Spearman's Correlation

Measure rank-based monotonic association between two variables.

Last updated: March 2026

Calculator

X Values

Comma or space separated

Y Values

Must match X count

Spearman's rₛ

-0.1758

Very weak / none negative

Σd² (rank diff²)194.00

t-statistic-0.5050

Pairs (n)10

What is Spearman's Correlation?

Spearman's rank correlation coefficient (rₛ or ρ) measures the monotonic relationship between two variables. Unlike Pearson's correlation which measures linear relationships, Spearman's works with ranks (ordinal positions) of data values. This makes it robust to outliers and suitable for non-linear, monotonic trends.

The key difference: convert raw data to ranks (1, 2, 3, ..., n), then calculate correlation on the ranks. Tied values get the average rank. Spearman's correlation ranges from −1 (perfect negative rank correlation) to +1 (perfect positive rank correlation), with 0 indicating no monotonic relationship.

Applications include rating scales (movie ratings vs user engagement), ordinal data (economic ranking vs health outcomes), and detecting non-linear but monotonic patterns. It's distribution-free and doesn't assume normality, making it popular in non-parametric statistics.

How to Calculate

Step-by-Step Process

Step 1: Pair X and Y values (must have equal count, n ≥ 3)

Step 2: Rank X values (1 to n), handling ties by averaging ranks

Step 3: Rank Y values same way

Step 4: Calculate dᵢ = rankₓᵢ − rankᵧᵢ for each pair

Step 5: Sum squared differences and apply formula

Key Formulas

Spearman's rₛ:

rₛ = 1 − (6 × Σd² / (n(n² − 1)))

Where:

d = difference between ranks, n = number of pairs

t-statistic (for hypothesis test):

t = rₛ × √((n − 2) / (1 − rₛ²))

Interpretation:

Spearman vs Pearson

Spearman's

• Rank-based, non-linear

• Robust to outliers

• For ordinal data

Pearson's

• Value-based, linear

• Sensitive to outliers

• For continuous data

Real-World Example

Movie Ratings vs Box Office Success

Context:

Critic ratings (1-10) vs box office revenue (millions) for 8 films: higher rating may correlate with higher revenue monotonically, but not necessarily linearly.

Data:

Critic Ratings: [6.5, 7.2, 8.1, 5.9, 8.5, 7.8, 6.3, 8.9]
Box Office ($M): [45, 62, 105, 28, 180, 95, 52, 220]

Analysis:

Step 1: Rank critic ratings

5.9 (1), 6.3 (2), 6.5 (3), 7.2 (4), 7.8 (5), 8.1 (6), 8.5 (7), 8.9 (8)

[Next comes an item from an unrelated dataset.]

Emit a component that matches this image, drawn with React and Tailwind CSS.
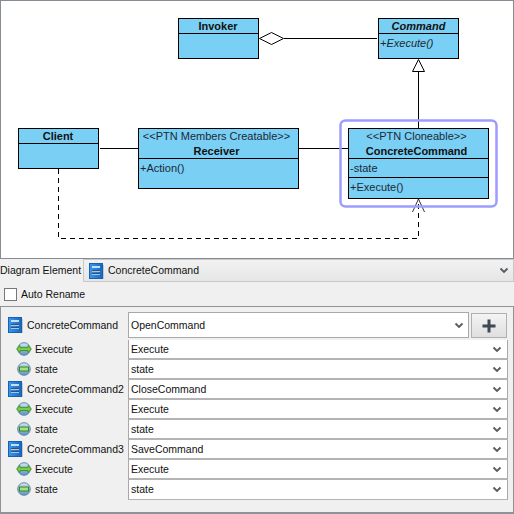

Step 2: Rank box office revenue

28 (1), 45 (2), 52 (3), 62 (4), 95 (5), 105 (6), 180 (7), 220 (8)

Step 3: Calculate Σd²

d values show close rank alignment. rₛ ≈ 0.88 (strong positive)

Result: Strong monotonic relationship between critic ratings and box office success

Frequently Asked Questions

When should I use Spearman instead of Pearson?

Use Spearman when: data has outliers, relationship is monotonic but not linear, data is ordinal (ranks/ratings), or normality assumption is violated. Pearson assumes linear relationship; Spearman doesn't.

How do ties affect Spearman's correlation?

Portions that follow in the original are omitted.